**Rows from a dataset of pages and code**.
++++++++

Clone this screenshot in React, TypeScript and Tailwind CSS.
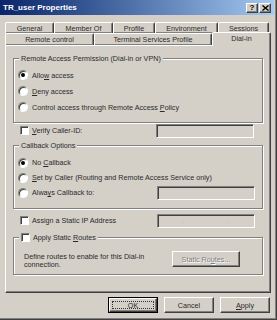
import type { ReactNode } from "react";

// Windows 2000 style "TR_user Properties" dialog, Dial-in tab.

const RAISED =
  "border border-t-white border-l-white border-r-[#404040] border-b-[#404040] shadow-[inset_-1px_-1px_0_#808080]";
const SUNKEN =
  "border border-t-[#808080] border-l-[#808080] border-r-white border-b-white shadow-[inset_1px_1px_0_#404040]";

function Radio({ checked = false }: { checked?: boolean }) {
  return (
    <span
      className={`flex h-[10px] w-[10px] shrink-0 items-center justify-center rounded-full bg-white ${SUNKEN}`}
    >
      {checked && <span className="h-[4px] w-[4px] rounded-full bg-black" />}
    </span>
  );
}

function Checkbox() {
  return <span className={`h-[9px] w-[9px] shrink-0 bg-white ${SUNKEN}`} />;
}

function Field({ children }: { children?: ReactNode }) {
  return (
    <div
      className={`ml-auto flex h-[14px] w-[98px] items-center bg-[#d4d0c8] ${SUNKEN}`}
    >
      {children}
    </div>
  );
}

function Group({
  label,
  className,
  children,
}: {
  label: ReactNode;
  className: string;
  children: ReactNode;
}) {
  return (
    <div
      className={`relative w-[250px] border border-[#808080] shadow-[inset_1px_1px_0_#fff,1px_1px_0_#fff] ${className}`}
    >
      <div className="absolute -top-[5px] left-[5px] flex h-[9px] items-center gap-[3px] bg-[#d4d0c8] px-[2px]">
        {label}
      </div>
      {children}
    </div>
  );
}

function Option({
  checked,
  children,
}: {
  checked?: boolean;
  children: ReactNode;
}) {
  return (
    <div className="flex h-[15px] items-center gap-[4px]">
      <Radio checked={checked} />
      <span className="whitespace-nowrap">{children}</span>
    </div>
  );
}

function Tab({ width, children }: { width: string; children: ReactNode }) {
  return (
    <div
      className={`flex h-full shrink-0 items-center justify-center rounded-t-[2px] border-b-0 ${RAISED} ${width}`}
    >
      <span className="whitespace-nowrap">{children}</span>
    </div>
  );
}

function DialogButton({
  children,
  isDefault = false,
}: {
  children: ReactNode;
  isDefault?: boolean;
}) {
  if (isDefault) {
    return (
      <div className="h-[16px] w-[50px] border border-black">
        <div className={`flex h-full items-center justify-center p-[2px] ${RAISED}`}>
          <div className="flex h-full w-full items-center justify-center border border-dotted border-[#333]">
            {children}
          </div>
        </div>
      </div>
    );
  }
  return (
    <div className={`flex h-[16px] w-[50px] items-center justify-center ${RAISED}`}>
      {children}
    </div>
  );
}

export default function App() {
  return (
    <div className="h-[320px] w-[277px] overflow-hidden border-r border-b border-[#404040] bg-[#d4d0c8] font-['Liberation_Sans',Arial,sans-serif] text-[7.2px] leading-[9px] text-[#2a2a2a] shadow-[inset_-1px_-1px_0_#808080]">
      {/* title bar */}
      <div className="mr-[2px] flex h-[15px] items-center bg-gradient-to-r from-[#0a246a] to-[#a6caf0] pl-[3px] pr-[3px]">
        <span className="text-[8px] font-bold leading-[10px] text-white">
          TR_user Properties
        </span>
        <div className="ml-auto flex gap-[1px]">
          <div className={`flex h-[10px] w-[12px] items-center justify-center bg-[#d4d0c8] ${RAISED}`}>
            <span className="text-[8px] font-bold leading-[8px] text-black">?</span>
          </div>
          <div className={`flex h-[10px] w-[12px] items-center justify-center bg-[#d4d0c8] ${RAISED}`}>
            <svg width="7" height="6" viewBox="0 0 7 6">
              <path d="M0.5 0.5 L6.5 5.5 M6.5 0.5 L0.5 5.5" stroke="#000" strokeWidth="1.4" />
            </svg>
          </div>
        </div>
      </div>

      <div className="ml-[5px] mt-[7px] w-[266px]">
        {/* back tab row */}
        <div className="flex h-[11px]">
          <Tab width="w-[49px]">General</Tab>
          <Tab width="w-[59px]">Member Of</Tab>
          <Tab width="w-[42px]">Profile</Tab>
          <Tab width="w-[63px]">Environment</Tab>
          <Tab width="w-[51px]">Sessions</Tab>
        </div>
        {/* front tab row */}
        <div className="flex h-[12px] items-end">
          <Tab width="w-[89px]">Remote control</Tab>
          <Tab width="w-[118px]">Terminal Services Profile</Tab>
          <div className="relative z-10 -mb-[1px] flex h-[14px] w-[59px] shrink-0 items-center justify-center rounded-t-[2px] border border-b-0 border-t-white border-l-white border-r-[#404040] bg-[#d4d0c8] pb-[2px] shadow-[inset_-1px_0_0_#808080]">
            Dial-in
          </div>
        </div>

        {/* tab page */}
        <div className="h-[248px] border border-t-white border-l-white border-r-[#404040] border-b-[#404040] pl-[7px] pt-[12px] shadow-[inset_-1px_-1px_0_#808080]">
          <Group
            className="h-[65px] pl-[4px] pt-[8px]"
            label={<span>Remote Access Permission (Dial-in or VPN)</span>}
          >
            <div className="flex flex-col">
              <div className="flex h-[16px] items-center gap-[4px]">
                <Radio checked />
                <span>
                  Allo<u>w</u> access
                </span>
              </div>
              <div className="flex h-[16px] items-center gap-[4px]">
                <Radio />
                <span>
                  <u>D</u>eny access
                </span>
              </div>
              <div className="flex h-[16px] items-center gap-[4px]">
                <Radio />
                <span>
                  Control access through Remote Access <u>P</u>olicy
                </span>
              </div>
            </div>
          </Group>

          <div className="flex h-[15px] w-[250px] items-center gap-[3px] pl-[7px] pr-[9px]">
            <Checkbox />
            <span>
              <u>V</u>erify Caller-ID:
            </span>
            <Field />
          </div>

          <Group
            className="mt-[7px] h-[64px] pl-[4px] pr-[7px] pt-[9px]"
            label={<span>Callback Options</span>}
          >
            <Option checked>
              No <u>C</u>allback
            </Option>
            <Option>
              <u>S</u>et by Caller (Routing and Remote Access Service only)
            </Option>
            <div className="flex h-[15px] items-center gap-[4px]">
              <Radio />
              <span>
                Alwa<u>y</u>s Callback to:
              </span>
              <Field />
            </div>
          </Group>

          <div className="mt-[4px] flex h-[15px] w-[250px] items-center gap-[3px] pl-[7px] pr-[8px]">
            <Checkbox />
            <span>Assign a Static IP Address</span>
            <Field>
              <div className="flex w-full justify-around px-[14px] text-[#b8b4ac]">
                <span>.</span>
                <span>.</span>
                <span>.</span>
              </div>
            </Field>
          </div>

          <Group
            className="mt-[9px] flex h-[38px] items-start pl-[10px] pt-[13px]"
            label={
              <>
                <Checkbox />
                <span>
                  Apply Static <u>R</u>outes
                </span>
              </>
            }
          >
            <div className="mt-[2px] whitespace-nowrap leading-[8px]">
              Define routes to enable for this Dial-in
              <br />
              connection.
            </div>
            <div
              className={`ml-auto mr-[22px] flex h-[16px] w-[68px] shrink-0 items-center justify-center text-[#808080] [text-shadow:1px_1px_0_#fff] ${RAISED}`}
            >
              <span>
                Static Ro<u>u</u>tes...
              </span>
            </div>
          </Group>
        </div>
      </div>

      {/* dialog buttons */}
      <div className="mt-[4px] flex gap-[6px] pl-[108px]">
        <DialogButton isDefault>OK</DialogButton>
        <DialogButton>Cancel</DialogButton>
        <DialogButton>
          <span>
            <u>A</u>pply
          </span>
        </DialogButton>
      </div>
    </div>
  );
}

++++++++

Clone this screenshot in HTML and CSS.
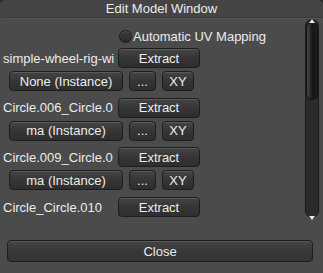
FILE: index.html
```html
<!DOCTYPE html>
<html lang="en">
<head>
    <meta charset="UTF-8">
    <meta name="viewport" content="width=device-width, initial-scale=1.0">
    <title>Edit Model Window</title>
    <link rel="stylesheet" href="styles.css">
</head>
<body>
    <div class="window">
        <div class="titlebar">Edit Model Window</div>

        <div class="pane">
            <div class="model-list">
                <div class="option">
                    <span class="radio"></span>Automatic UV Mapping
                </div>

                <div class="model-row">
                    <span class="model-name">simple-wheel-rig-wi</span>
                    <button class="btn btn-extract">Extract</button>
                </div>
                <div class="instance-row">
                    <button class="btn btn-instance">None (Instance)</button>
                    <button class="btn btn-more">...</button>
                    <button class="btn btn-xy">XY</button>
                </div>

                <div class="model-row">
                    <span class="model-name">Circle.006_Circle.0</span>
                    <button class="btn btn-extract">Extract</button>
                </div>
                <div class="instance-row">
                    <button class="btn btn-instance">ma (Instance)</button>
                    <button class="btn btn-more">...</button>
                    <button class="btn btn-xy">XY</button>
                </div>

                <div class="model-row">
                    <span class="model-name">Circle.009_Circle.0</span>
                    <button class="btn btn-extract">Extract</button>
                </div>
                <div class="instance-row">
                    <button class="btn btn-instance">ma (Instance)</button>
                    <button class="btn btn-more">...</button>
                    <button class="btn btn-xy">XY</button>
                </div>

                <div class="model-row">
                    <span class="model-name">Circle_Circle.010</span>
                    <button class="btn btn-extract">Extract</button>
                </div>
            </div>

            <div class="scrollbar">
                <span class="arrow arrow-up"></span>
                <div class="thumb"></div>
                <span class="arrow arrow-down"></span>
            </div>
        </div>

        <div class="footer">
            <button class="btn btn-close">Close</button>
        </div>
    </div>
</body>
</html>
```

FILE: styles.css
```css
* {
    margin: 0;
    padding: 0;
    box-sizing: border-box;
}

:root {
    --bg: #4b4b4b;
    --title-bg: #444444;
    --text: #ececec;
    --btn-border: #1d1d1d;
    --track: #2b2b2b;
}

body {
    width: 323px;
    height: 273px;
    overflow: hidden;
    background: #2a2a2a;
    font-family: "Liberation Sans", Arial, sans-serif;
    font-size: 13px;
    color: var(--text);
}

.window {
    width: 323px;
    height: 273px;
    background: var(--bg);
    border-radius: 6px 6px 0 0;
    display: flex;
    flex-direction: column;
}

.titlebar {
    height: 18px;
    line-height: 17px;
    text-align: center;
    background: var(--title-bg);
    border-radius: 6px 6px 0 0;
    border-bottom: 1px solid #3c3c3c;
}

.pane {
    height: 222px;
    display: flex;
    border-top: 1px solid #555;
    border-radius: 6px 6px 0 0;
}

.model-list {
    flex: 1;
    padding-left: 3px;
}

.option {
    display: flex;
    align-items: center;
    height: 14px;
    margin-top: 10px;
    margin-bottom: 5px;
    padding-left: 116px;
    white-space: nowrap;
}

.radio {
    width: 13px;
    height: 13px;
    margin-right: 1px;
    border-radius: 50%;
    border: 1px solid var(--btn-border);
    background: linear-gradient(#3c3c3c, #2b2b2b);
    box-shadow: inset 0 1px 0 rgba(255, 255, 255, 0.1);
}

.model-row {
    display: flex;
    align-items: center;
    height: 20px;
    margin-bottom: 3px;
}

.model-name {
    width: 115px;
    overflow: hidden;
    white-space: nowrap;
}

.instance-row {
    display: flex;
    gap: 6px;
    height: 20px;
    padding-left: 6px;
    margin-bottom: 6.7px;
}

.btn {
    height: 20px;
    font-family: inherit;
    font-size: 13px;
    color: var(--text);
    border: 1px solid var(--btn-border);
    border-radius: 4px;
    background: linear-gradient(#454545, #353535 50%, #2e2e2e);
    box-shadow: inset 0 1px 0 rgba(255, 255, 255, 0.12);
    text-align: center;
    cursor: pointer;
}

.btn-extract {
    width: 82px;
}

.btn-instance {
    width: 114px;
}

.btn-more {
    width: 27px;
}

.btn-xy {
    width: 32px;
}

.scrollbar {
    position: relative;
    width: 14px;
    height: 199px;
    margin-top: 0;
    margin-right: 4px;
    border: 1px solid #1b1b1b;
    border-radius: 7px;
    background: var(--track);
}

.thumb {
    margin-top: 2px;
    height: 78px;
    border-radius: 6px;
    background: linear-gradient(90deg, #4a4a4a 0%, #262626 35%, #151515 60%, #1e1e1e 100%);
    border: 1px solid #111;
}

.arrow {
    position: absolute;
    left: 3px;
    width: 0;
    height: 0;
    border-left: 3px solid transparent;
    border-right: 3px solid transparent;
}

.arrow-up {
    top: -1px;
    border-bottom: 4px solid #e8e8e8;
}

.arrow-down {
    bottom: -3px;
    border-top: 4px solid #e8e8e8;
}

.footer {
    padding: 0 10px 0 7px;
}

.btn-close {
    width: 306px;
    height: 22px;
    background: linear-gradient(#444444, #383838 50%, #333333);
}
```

++++++++

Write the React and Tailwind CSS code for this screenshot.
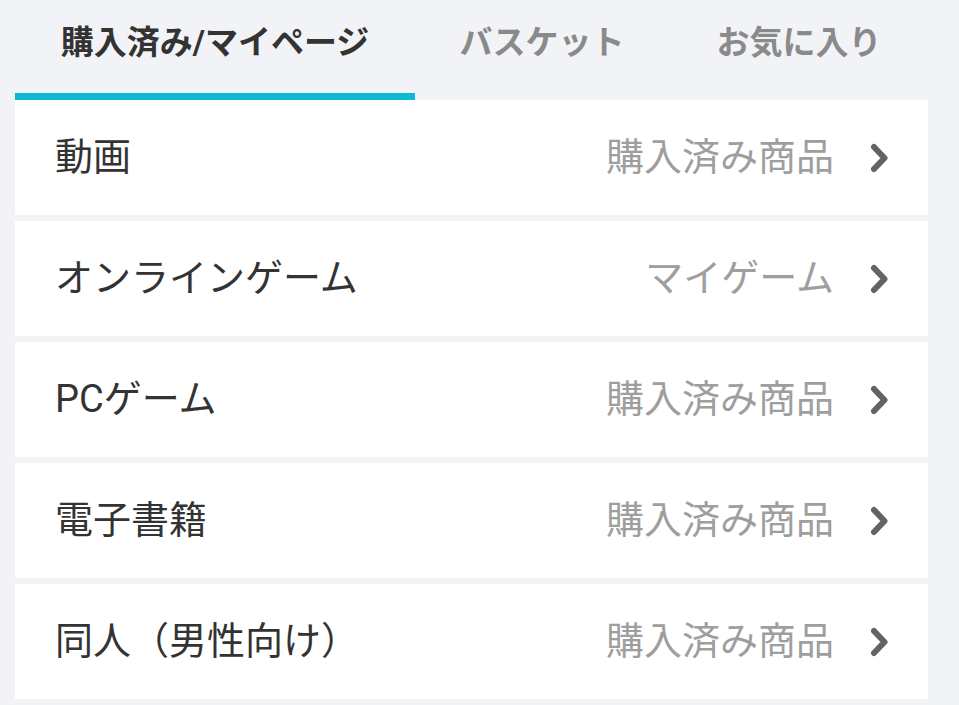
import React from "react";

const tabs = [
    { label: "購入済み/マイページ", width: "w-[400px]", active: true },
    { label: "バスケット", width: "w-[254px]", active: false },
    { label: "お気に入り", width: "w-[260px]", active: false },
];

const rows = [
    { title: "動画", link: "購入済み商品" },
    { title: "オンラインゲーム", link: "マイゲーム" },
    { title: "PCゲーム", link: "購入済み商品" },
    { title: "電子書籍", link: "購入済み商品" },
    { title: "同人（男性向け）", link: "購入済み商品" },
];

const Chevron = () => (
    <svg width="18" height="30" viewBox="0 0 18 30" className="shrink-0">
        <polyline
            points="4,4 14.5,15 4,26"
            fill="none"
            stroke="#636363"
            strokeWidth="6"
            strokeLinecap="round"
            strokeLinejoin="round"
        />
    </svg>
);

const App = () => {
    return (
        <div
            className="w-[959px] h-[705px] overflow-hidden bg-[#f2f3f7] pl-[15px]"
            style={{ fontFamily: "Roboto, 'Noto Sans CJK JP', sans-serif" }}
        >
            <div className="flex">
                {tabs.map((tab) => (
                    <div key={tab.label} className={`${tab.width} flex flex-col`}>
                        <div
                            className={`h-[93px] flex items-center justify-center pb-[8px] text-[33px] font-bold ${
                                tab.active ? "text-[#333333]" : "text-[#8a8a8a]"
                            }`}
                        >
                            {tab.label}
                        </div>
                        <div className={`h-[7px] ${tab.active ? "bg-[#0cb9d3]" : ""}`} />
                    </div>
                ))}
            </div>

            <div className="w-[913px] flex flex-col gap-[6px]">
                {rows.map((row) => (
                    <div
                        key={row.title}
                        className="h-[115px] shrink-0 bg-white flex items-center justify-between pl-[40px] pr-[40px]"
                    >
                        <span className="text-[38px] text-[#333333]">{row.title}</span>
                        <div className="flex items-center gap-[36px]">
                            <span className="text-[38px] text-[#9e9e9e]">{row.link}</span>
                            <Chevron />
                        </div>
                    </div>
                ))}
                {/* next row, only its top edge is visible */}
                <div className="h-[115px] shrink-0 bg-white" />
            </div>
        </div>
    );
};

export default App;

++++++++

**GIVEN INSTRUCTION**.
Collect every line with the string "this" from the records, and copy each.

**WRITTEN SOLUTION**.
Clone this screenshot in React, TypeScript and Tailwind CSS.
              Define routes to enable for this Dial-in
Clone this screenshot in HTML and CSS.
Write the React and Tailwind CSS code for this screenshot.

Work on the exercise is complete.